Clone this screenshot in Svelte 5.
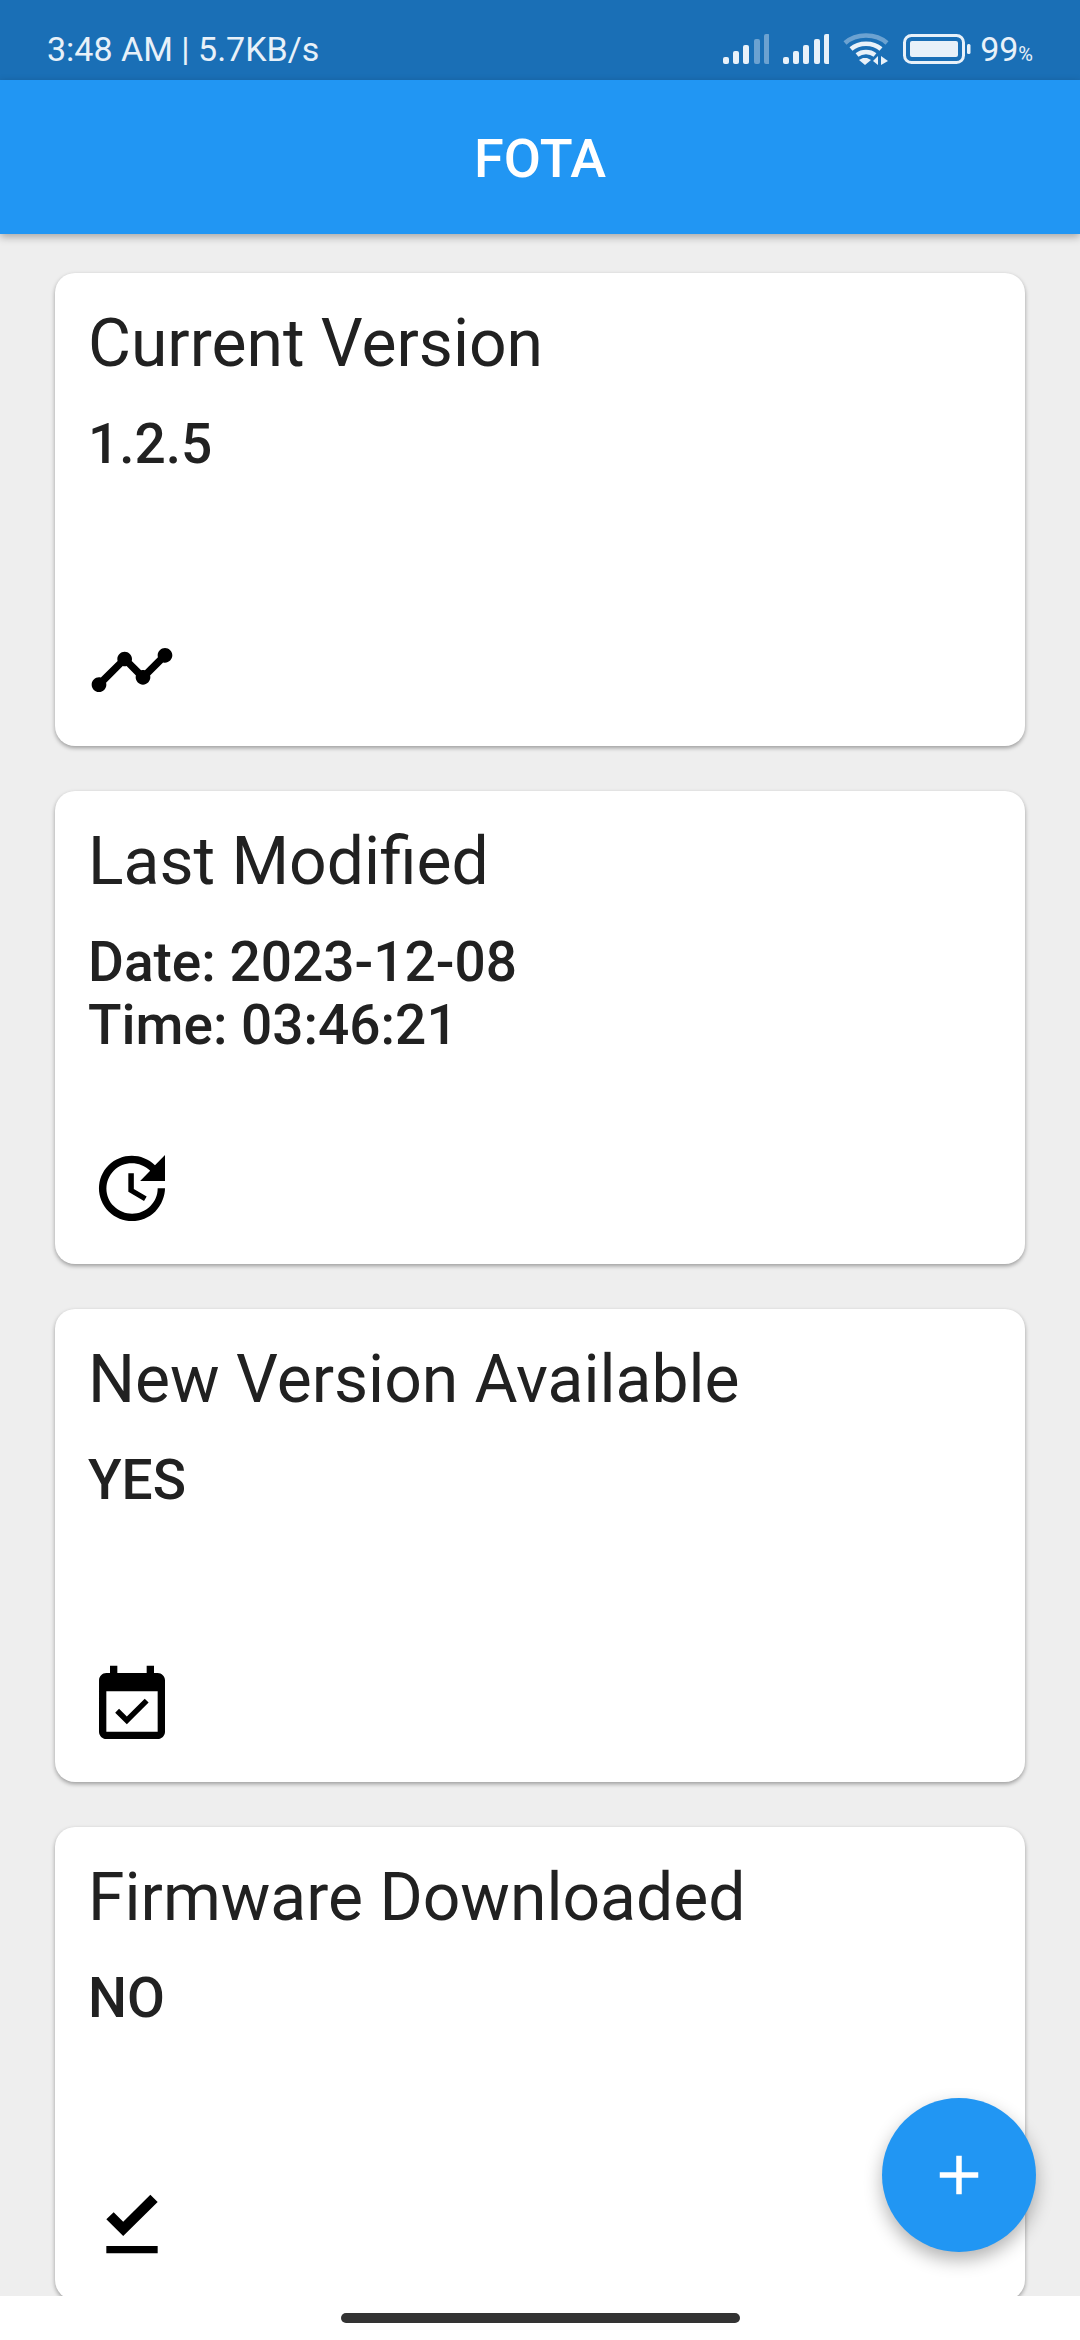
<script>
  const cards = [
    { title: "Current Version", lines: ["1.2.5"], icon: "timeline" },
    { title: "Last Modified", lines: ["Date: 2023-12-08", "Time: 03:46:21"], icon: "update" },
    { title: "New Version Available", lines: ["YES"], icon: "event" },
    { title: "Firmware Downloaded", lines: ["NO"], icon: "done" }
  ];

  const icons = {
    timeline:
      "M23 8c0 1.1-.9 2-2 2-.18 0-.35-.02-.51-.07l-3.56 3.55c.05.16.07.34.07.52 0 1.1-.9 2-2 2s-2-.9-2-2c0-.18.02-.36.07-.52l-2.55-2.55c-.16.05-.34.07-.52.07s-.36-.02-.52-.07l-4.55 4.56c.05.16.07.33.07.51 0 1.1-.9 2-2 2s-2-.9-2-2 .9-2 2-2c.18 0 .35.02.51.07l4.56-4.55C8.02 9.36 8 9.18 8 9c0-1.1.9-2 2-2s2 .9 2 2c0 .18-.02.36-.07.52l2.55 2.55c.16-.05.34-.07.52-.07s.36.02.52.07l3.55-3.56C19.02 8.35 19 8.18 19 8c0-1.1.9-2 2-2s2 .9 2 2z",
    update:
      "M21 10.12h-6.78l2.74-2.82c-2.73-2.7-7.15-2.8-9.88-.1-2.73 2.71-2.73 7.08 0 9.79s7.15 2.71 9.88 0C18.32 15.65 19 14.08 19 12.1h2c0 1.98-.88 4.55-2.64 6.29-3.51 3.48-9.21 3.48-12.72 0-3.5-3.47-3.53-9.11-.02-12.58s9.14-3.47 12.65 0L21 3v7.12zM12.5 8v4.25l3.5 2.08-.72 1.21L11 13V8h1.5z",
    event:
      "M16.53 11.06L15.47 10l-4.88 4.88-2.12-2.12-1.06 1.06L10.59 17l5.94-5.94zM19 3h-1V1h-2v2H8V1H6v2H5c-1.11 0-1.99.9-1.99 2L3 19c0 1.1.89 2 2 2h14c1.1 0 2-.9 2-2V5c0-1.1-.9-2-2-2zm0 16H5V8h14v11z",
    done: "M5 18h14v2H5v-2zm4.6-2.7L5 10.7l2-1.9 2.6 2.6L17 4l2 2-9.4 9.3z"
  };

  const bars = [
    { x: 0, h: 7 },
    { x: 10, h: 13 },
    { x: 20, h: 19 },
    { x: 31, h: 25 },
    { x: 41, h: 30 }
  ];
</script>

<div class="screen">
  <div class="status">
    <span class="status-text">3:48 AM | 5.7KB/s</span>
    <div class="status-icons">
      <svg class="signal" width="46" height="30" viewBox="0 0 46 30">
        {#each bars as bar, i}
          <rect x={bar.x} y={30 - bar.h} width="6" height={bar.h} rx="2" opacity={i > 2 ? 0.4 : 1} />
        {/each}
      </svg>
      <svg class="signal" width="46" height="30" viewBox="0 0 46 30">
        {#each bars as bar}
          <rect x={bar.x} y={30 - bar.h} width="6" height={bar.h} rx="2" />
        {/each}
      </svg>
      <svg class="wifi" width="46" height="34" viewBox="0 0 46 34">
        <path d="M2 11 C13 1 33 1 44 11" opacity="0.4" />
        <path d="M8 17 C16 10 30 10 38 17" />
        <path d="M14 23 C19 19 27 19 32 23" />
        <polygon class="solid" points="22,33 16,28 20,26 24,26 28,28" />
        <polygon class="solid" points="35,24 35,33 30,29" />
        <polygon class="solid" points="38,24 38,33 45,29" />
      </svg>
      <svg class="battery" width="68" height="30" viewBox="0 0 68 30">
        <rect class="shell" x="1.5" y="1.5" width="59" height="27" rx="7" />
        <rect class="level" x="7" y="7" width="48" height="16" rx="2" />
        <rect class="level" x="64" y="10" width="3.5" height="10" rx="1.5" />
      </svg>
      <span class="status-text battery-text">99<small>%</small></span>
    </div>
  </div>

  <header class="appbar">FOTA</header>

  <main class="list">
    {#each cards as card}
      <section class="card">
        <h2>{card.title}</h2>
        <div class="value">
          {#each card.lines as line}
            <div>{line}</div>
          {/each}
        </div>
        <svg class="icon" viewBox="0 0 24 24"><path d={icons[card.icon]} /></svg>
      </section>
    {/each}
  </main>

  <div class="navbar"><div class="pill"></div></div>

  <button class="fab" aria-label="Add">
    <svg viewBox="0 0 24 24"><path d="M19 13h-6v6h-2v-6H5v-2h6V5h2v6h6v2z" /></svg>
  </button>
</div>

<style>
  :global(body) {
    margin: 0;
    background: #eeeeee;
  }

  .screen {
    position: relative;
    display: flex;
    flex-direction: column;
    width: 1080px;
    height: 2340px;
    overflow: hidden;
    font-family: Roboto, "Liberation Sans", sans-serif;
    color: #212121;
  }

  .status {
    display: flex;
    flex-shrink: 0;
    align-items: center;
    justify-content: space-between;
    height: 80px;
    padding: 18px 47px 0;
    box-sizing: border-box;
    background: #1a6fb6;
  }

  .status-text {
    font-size: 34px;
    color: #e8f1f9;
  }

  .status-icons {
    display: flex;
    align-items: center;
    gap: 14px;
  }

  .signal rect {
    fill: #e8f1f9;
  }

  .wifi path {
    fill: none;
    stroke: #e8f1f9;
    stroke-width: 4.5;
  }

  .wifi .solid {
    fill: #e8f1f9;
  }

  .shell {
    fill: none;
    stroke: #e8f1f9;
    stroke-width: 3;
  }

  .level {
    fill: #e8f1f9;
  }

  .battery-text {
    margin-left: -5px;
    font-size: 34px;
  }

  .battery-text small {
    font-size: 20px;
  }

  .appbar {
    position: relative;
    z-index: 1;
    flex-shrink: 0;
    height: 154px;
    line-height: 158px;
    text-align: center;
    font-size: 54px;
    font-weight: 500;
    color: #ffffff;
    background: #2196f3;
    box-shadow: 0 3px 8px rgba(0, 0, 0, 0.3);
  }

  .list {
    display: flex;
    flex: 1;
    flex-direction: column;
    gap: 45px;
    min-height: 0;
    padding: 39px 55px 0;
    overflow: hidden;
  }

  .card {
    display: flex;
    flex-direction: column;
    flex-shrink: 0;
    height: 473px;
    padding: 0 33px 32px;
    box-sizing: border-box;
    background: #ffffff;
    border-radius: 20px;
    box-shadow: 0 2px 4px rgba(0, 0, 0, 0.35);
  }

  h2 {
    margin: 33px 0 0;
    font-size: 66px;
    line-height: 76px;
    font-weight: 400;
  }

  .value {
    margin-top: 31px;
    font-size: 55px;
    line-height: 63px;
    font-weight: 500;
  }

  .icon {
    width: 88px;
    height: 88px;
    margin-top: auto;
    fill: #000000;
  }

  .navbar {
    display: flex;
    flex-shrink: 0;
    justify-content: center;
    height: 44px;
    padding-top: 17px;
    box-sizing: border-box;
    background: #ffffff;
  }

  .pill {
    width: 399px;
    height: 10px;
    border-radius: 5px;
    background: #333333;
  }

  .fab {
    position: absolute;
    left: 882px;
    top: 2098px;
    display: flex;
    align-items: center;
    justify-content: center;
    width: 154px;
    height: 154px;
    padding: 0;
    border: none;
    border-radius: 50%;
    background: #2196f3;
    box-shadow: 0 8px 18px rgba(0, 0, 0, 0.3);
  }

  .fab svg {
    width: 66px;
    height: 66px;
    fill: #ffffff;
  }
</style>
------------------------------------------------------------------------
INSTRUCTIONS FOR THE TASK — All of the lines above should be retyped precisely, apart from the pictures.

OUTPUT FOR THIS EXERCISE —
Clone this screenshot in Svelte 5.
<script>
  const cards = [
    { title: "Current Version", lines: ["1.2.5"], icon: "timeline" },
    { title: "Last Modified", lines: ["Date: 2023-12-08", "Time: 03:46:21"], icon: "update" },
    { title: "New Version Available", lines: ["YES"], icon: "event" },
    { title: "Firmware Downloaded", lines: ["NO"], icon: "done" }
  ];

  const icons = {
    timeline:
      "M23 8c0 1.1-.9 2-2 2-.18 0-.35-.02-.51-.07l-3.56 3.55c.05.16.07.34.07.52 0 1.1-.9 2-2 2s-2-.9-2-2c0-.18.02-.36.07-.52l-2.55-2.55c-.16.05-.34.07-.52.07s-.36-.02-.52-.07l-4.55 4.56c.05.16.07.33.07.51 0 1.1-.9 2-2 2s-2-.9-2-2 .9-2 2-2c.18 0 .35.02.51.07l4.56-4.55C8.02 9.36 8 9.18 8 9c0-1.1.9-2 2-2s2 .9 2 2c0 .18-.02.36-.07.52l2.55 2.55c.16-.05.34-.07.52-.07s.36.02.52.07l3.55-3.56C19.02 8.35 19 8.18 19 8c0-1.1.9-2 2-2s2 .9 2 2z",
    update:
      "M21 10.12h-6.78l2.74-2.82c-2.73-2.7-7.15-2.8-9.88-.1-2.73 2.71-2.73 7.08 0 9.79s7.15 2.71 9.88 0C18.32 15.65 19 14.08 19 12.1h2c0 1.98-.88 4.55-2.64 6.29-3.51 3.48-9.21 3.48-12.72 0-3.5-3.47-3.53-9.11-.02-12.58s9.14-3.47 12.65 0L21 3v7.12zM12.5 8v4.25l3.5 2.08-.72 1.21L11 13V8h1.5z",
    event:
      "M16.53 11.06L15.47 10l-4.88 4.88-2.12-2.12-1.06 1.06L10.59 17l5.94-5.94zM19 3h-1V1h-2v2H8V1H6v2H5c-1.11 0-1.99.9-1.99 2L3 19c0 1.1.89 2 2 2h14c1.1 0 2-.9 2-2V5c0-1.1-.9-2-2-2zm0 16H5V8h14v11z",
    done: "M5 18h14v2H5v-2zm4.6-2.7L5 10.7l2-1.9 2.6 2.6L17 4l2 2-9.4 9.3z"
  };

  const bars = [
    { x: 0, h: 7 },
    { x: 10, h: 13 },
    { x: 20, h: 19 },
    { x: 31, h: 25 },
    { x: 41, h: 30 }
  ];
</script>

<div class="screen">
  <div class="status">
    <span class="status-text">3:48 AM | 5.7KB/s</span>
    <div class="status-icons">
      <svg class="signal" width="46" height="30" viewBox="0 0 46 30">
        {#each bars as bar, i}
          <rect x={bar.x} y={30 - bar.h} width="6" height={bar.h} rx="2" opacity={i > 2 ? 0.4 : 1} />
        {/each}
      </svg>
      <svg class="signal" width="46" height="30" viewBox="0 0 46 30">
        {#each bars as bar}
          <rect x={bar.x} y={30 - bar.h} width="6" height={bar.h} rx="2" />
        {/each}
      </svg>
      <svg class="wifi" width="46" height="34" viewBox="0 0 46 34">
        <path d="M2 11 C13 1 33 1 44 11" opacity="0.4" />
        <path d="M8 17 C16 10 30 10 38 17" />
        <path d="M14 23 C19 19 27 19 32 23" />
        <polygon class="solid" points="22,33 16,28 20,26 24,26 28,28" />
        <polygon class="solid" points="35,24 35,33 30,29" />
        <polygon class="solid" points="38,24 38,33 45,29" />
      </svg>
      <svg class="battery" width="68" height="30" viewBox="0 0 68 30">
        <rect class="shell" x="1.5" y="1.5" width="59" height="27" rx="7" />
        <rect class="level" x="7" y="7" width="48" height="16" rx="2" />
        <rect class="level" x="64" y="10" width="3.5" height="10" rx="1.5" />
      </svg>
      <span class="status-text battery-text">99<small>%</small></span>
    </div>
  </div>

  <header class="appbar">FOTA</header>

  <main class="list">
    {#each cards as card}
      <section class="card">
        <h2>{card.title}</h2>
        <div class="value">
          {#each card.lines as line}
            <div>{line}</div>
          {/each}
        </div>
        <svg class="icon" viewBox="0 0 24 24"><path d={icons[card.icon]} /></svg>
      </section>
    {/each}
  </main>

  <div class="navbar"><div class="pill"></div></div>

  <button class="fab" aria-label="Add">
    <svg viewBox="0 0 24 24"><path d="M19 13h-6v6h-2v-6H5v-2h6V5h2v6h6v2z" /></svg>
  </button>
</div>

<style>
  :global(body) {
    margin: 0;
    background: #eeeeee;
  }

  .screen {
    position: relative;
    display: flex;
    flex-direction: column;
    width: 1080px;
    height: 2340px;
    overflow: hidden;
    font-family: Roboto, "Liberation Sans", sans-serif;
    color: #212121;
  }

  .status {
    display: flex;
    flex-shrink: 0;
    align-items: center;
    justify-content: space-between;
    height: 80px;
    padding: 18px 47px 0;
    box-sizing: border-box;
    background: #1a6fb6;
  }

  .status-text {
    font-size: 34px;
    color: #e8f1f9;
  }

  .status-icons {
    display: flex;
    align-items: center;
    gap: 14px;
  }

  .signal rect {
    fill: #e8f1f9;
  }

  .wifi path {
    fill: none;
    stroke: #e8f1f9;
    stroke-width: 4.5;
  }

  .wifi .solid {
    fill: #e8f1f9;
  }

  .shell {
    fill: none;
    stroke: #e8f1f9;
    stroke-width: 3;
  }

  .level {
    fill: #e8f1f9;
  }

  .battery-text {
    margin-left: -5px;
    font-size: 34px;
  }

  .battery-text small {
    font-size: 20px;
  }

  .appbar {
    position: relative;
    z-index: 1;
    flex-shrink: 0;
    height: 154px;
    line-height: 158px;
    text-align: center;
    font-size: 54px;
    font-weight: 500;
    color: #ffffff;
    background: #2196f3;
    box-shadow: 0 3px 8px rgba(0, 0, 0, 0.3);
  }

  .list {
    display: flex;
    flex: 1;
    flex-direction: column;
    gap: 45px;
    min-height: 0;
    padding: 39px 55px 0;
    overflow: hidden;
  }

  .card {
    display: flex;
    flex-direction: column;
    flex-shrink: 0;
    height: 473px;
    padding: 0 33px 32px;
    box-sizing: border-box;
    background: #ffffff;
    border-radius: 20px;
    box-shadow: 0 2px 4px rgba(0, 0, 0, 0.35);
  }

  h2 {
    margin: 33px 0 0;
    font-size: 66px;
    line-height: 76px;
    font-weight: 400;
  }

  .value {
    margin-top: 31px;
    font-size: 55px;
    line-height: 63px;
    font-weight: 500;
  }

  .icon {
    width: 88px;
    height: 88px;
    margin-top: auto;
    fill: #000000;
  }

  .navbar {
    display: flex;
    flex-shrink: 0;
    justify-content: center;
    height: 44px;
    padding-top: 17px;
    box-sizing: border-box;
    background: #ffffff;
  }

  .pill {
    width: 399px;
    height: 10px;
    border-radius: 5px;
    background: #333333;
  }

  .fab {
    position: absolute;
    left: 882px;
    top: 2098px;
    display: flex;
    align-items: center;
    justify-content: center;
    width: 154px;
    height: 154px;
    padding: 0;
    border: none;
    border-radius: 50%;
    background: #2196f3;
    box-shadow: 0 8px 18px rgba(0, 0, 0, 0.3);
  }

  .fab svg {
    width: 66px;
    height: 66px;
    fill: #ffffff;
  }
</style>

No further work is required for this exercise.